Microbenchmarking comes to Java 9

Peter VerhasSeptember 13th, 2016Last Updated: September 13th, 2016

0 53 11 minutes read

I have not written article here for a few months and this will also continue with this exception. I plan to return writing around next year March. Explanation at the end of the this article. Wait! Not exactly at the end, because you could just scroll down. It is somewhere towards the end of the article. Just read on!

Three years ago I was writing about how Java compiler optimizes the code it executes. Or rather how javac does not do that and the same time JIT does. I made some benchmarks, some really bad ones as it was mentioned by Esko Luontola. These benchmarks were meant to show that JIT optimize even before it could gather significant statistical data about the execution of the code.

The article was created in January 2013. and the very first source code upload of JMH (Java Microbenchmark Harness) happened two month later. Since that time the harness developed a lot and next year it becomes part of the next release of Java. I have a contract to write a book about Java 9, and its chapter 5 should cover Java 9 microbenchmarking possibilities, among other things. It is a good reason to start something to play with around JMH.

Before getting into the details how to use JMH and what it is good for, let’s talk about a bit microbenchmarking.

Microbenchmarking

Microbenchmarking is measuring the performance of some small code fragment. It is rarely used and before starting to do a microbenchmark for real commercial environment we have to think twice. Remember that premature optimization is root of all evil. Some developers created a generalization of this statement saying that optimization itself is root of all evil, which may be true. Especially if we mean microbenchmarking.

Microbenchmarking is a luring tool to optimize something small without knowing if it is worth optimizing that code. When we have a huge application that has several modules, run on several servers how can we be sure that improving some special part of the application drastically improves the performance? Will it pay back in increased revenue that generates so much profit that will cover the cost we burnt into the performance testing and development? I am reluctant to say that you can not know that but only because such a statement would be too broad. Stadistically almost sure that such an optimization including microbenchmarking will not pain off most of the time. It will hurt, you just may not notice it, or even enjoy it, but that is a totally different story.

When to use microbenchmarking? I can see three areas:

You write an article about microbenchmarking.
You identified the code segment that eats most of the resources in your application and the improvement can be tested by microbenchmarks.
You can not identify the code segment that will eat most of the resources in an application but you suspect it.

The first area is a joke. Or not: you can play around with microbenchmarking to understand how it works and then to understand how Java code works, what runs fast and what does not. Last year Takipi posted an article where they tried to measure the speed of lambdas. Read it, very good article and clearly demonstrates the major advantage of blogging over writing something for the print. Readers commented and pointed out errors and they were corrected in the article.
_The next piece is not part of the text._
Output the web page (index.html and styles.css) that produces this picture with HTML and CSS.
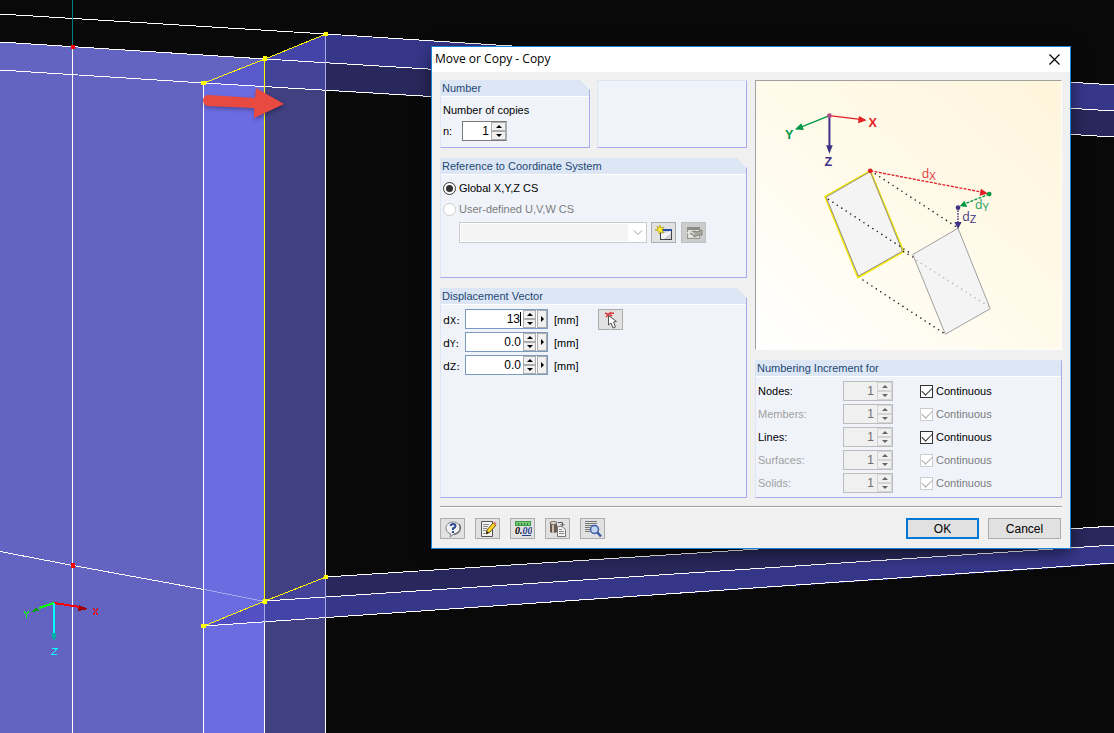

The second is the usual case. Okay, before a reader, commented corrects me: the second should have been the usual case. The third is when you develop a library and you just do not know all the applications that will use it. In that case you will try to optimize the part that you think is the most crucial for most of the imagined, suspected applications. Even in that case it is better to take some sample applications.

Pitfalls

What are the pitfalls of Microbenchmarking? Benchmarking is done as experiment. The first programs I wrote were TI calculator code and I could just count the number of steps the program made to factor two large (10 digits that time) prime numbers. Even that time I was using an old Russian stop watch to measure the time being lazy to calculate the number of steps. Experiment and measurement was easier.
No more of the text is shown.